The lawsuit was dismissed by a federal judge earlier this month. Judge William C. Griesbach of the Eastern District of Wisconsin ruled that the BCTA lacked standing to sue. “The Supreme Court has repeatedly held, however, that the payment of taxes is generally not enough to establish standing to challenge an action taken by the Federal Government,” Griesbach wrote in his opinion, via the Milwaukee Journal-Sentinel. He wrote further that an injunction against the plan may not even be necessary. “A future administration may not be bound” by the plan, he wrote via NYT, “and may seek to collect the purportedly forgiven debts.”
Before the group appealed to SCOTUS, the Seventh Circuit Court of Appeals refused to hear an appeal in an unsigned order with no opinion, the NYT reported.
The Wisconsin lawsuit failed, but it is far from the only suit that was filed to stop the Biden administration’s student loan forgiveness plan. The Pacific Legal Foundation filed a lawsuit against the plan on September 27; then on September 29, six state attorneys general filed a complaint. Arizona Attorney General Mark Brnovich filed his own lawsuit the same day. Then on October 10, the Job Creators Network Foundation’s Legal Action Fund filed another lawsuit seeking to stop the plan.

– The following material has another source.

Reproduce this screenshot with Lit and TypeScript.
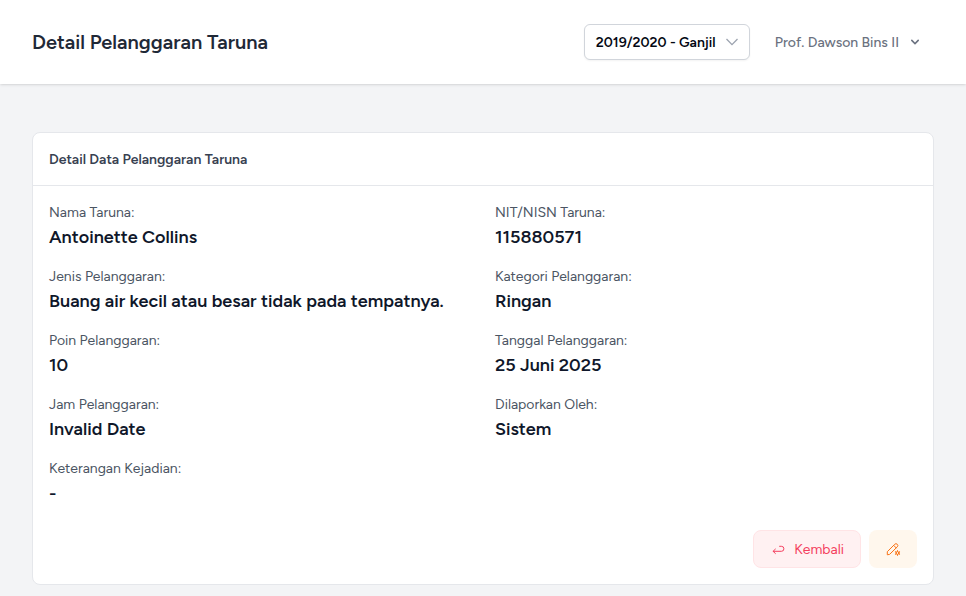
import { LitElement, html, css, svg } from "lit";
import { customElement } from "lit/decorators.js";

interface Field {
  label: string;
  value: string;
}

const FIELDS: Field[] = [
  { label: "Nama Taruna:", value: "Antoinette Collins" },
  { label: "NIT/NISN Taruna:", value: "115880571" },
  { label: "Jenis Pelanggaran:", value: "Buang air kecil atau besar tidak pada tempatnya." },
  { label: "Kategori Pelanggaran:", value: "Ringan" },
  { label: "Poin Pelanggaran:", value: "10" },
  { label: "Tanggal Pelanggaran:", value: "25 Juni 2025" },
  { label: "Jam Pelanggaran:", value: "Invalid Date" },
  { label: "Dilaporkan Oleh:", value: "Sistem" },
  { label: "Keterangan Kejadian:", value: "-" },
];

const GEAR_TEETH = [0, 60, 120, 180, 240, 300];

@customElement("app-root")
export class AppRoot extends LitElement {
  static styles = css`
    :host {
      display: block;
      min-height: 100vh;
      background: #f3f4f6;
      font: 400 14px/20px Figtree, Inter, sans-serif;
      color: #0f172a;
    }
    * {
      box-sizing: border-box;
    }
    svg {
      display: block;
      flex: none;
    }
    header {
      display: flex;
      align-items: center;
      height: 84px;
      padding: 0 32px;
      background: #fff;
      box-shadow: 0 1px 3px rgba(0, 0, 0, 0.1), 0 1px 2px -1px rgba(0, 0, 0, 0.1);
    }
    h1 {
      flex: 1;
      margin: 0;
      font-size: 20px;
      line-height: 25px;
      font-weight: 600;
      color: #1f2937;
    }
    button {
      font: inherit;
      display: flex;
      align-items: center;
      margin: 0;
      cursor: pointer;
    }
    button span {
      padding-top: 2px;
    }
    .period {
      width: 166px;
      height: 36px;
      padding: 0 11px;
      justify-content: space-between;
      border: 1px solid #d1d5db;
      border-radius: 6px;
      background: #fff;
      color: #030712;
      font-weight: 600;
      box-shadow: 0 1px 2px rgba(0, 0, 0, 0.05);
    }
    .account {
      gap: 8px;
      margin: 0 11px 0 25px;
      padding: 0;
      border: 0;
      background: none;
      color: #6b7280;
      font-weight: 500;
    }
    main {
      padding: 48px 32px 11px;
    }
    .card {
      border: 1px solid #e5e7eb;
      border-radius: 8px;
      background: #fff;
    }
    h2 {
      margin: 0;
      padding: 17px 16px 15px;
      border-bottom: 1px solid #e5e7eb;
      font-size: 14px;
      line-height: 20px;
      font-weight: 600;
      color: #374151;
    }
    .body {
      padding: 17px 16px 16px;
    }
    dl {
      display: grid;
      grid-template-columns: 1fr 1fr;
      gap: 16px 24px;
      margin: 0;
    }
    dt {
      color: #4b5563;
    }
    dd {
      margin: 0;
      font-size: 18px;
      line-height: 28px;
      font-weight: 600;
      color: #0f172a;
    }
    .actions {
      display: flex;
      justify-content: flex-end;
      gap: 8px;
      margin-top: 23px;
    }
    .back,
    .edit {
      gap: 8px;
      height: 38px;
      padding: 0 16px;
      border-radius: 8px;
    }
    .back {
      border: 1px solid #ffe4e6;
      background: #fff1f2;
      color: #f43f5e;
    }
    .edit {
      width: 48px;
      border: 0;
      background: #fff7ed;
      color: #f97316;
    }
  `;

  render() {
    return html`
      <header>
        <h1>Detail Pelanggaran Taruna</h1>
        <button class="period">
          <span>2019/2020 - Ganjil</span>
          <svg width="12" height="12" viewBox="0 0 12 12" fill="none" stroke="#9ca3af" stroke-width="1.3">
            <path d="M0.5 3L6 8.6L11.5 3" />
          </svg>
        </button>
        <button class="account">
          <span>Prof. Dawson Bins II</span>
          <svg width="16" height="16" viewBox="0 0 20 20" fill="currentColor">
            <path
              fill-rule="evenodd"
              d="M5.293 7.293a1 1 0 011.414 0L10 10.586l3.293-3.293a1 1 0 111.414 1.414l-4 4a1 1 0 01-1.414 0l-4-4a1 1 0 010-1.414z"
            />
          </svg>
        </button>
      </header>
      <main>
        <section class="card">
          <h2>Detail Data Pelanggaran Taruna</h2>
          <div class="body">
            <dl>
              ${FIELDS.map((f) => html`<div><dt>${f.label}</dt><dd>${f.value}</dd></div>`)}
            </dl>
            <div class="actions">
              <button class="back">
                <svg width="16" height="16" viewBox="0 0 16 16" fill="none" stroke="currentColor"
                  stroke-width="1" stroke-linecap="round" stroke-linejoin="round">
                  <path d="M3.2 10.3H11.4a2.5 2.5 0 0 0 0-5H9.6" />
                  <path d="M5.4 8.1L3.1 10.3L5.4 12.5" />
                </svg>
                <span>Kembali</span>
              </button>
              <button class="edit" aria-label="Edit">
                <svg width="16" height="16" viewBox="0 0 16 16" fill="none" stroke="currentColor"
                  stroke-width="1" stroke-linecap="round" stroke-linejoin="round">
                  <path d="M2.3 13.4V10.7L9.7 3.3a1.75 1.75 0 0 1 2.6 2.5L4.9 13.1Z" />
                  <path d="M8.7 4.4L11.2 6.9" />
                  <circle cx="12.5" cy="12" r="1.4" />
                  ${GEAR_TEETH.map(
                    (a) => svg`<path d="M12.5 10.4V9.6" transform=${`rotate(${a} 12.5 12)`} />`
                  )}
                </svg>
              </button>
            </div>
          </div>
        </section>
      </main>
    `;
  }
}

In the meantime, student loan borrowers are already rushing to take advantage of the debt forgiveness plan, which forgives up to $10,000 for borrowers who make less than $125,000 a year, and up to $20,000 for students who applied for Pell grants. A beta site for the application launched last week, and more than eight million borrowers successfully applied to have their loans forgiven between Friday and Monday.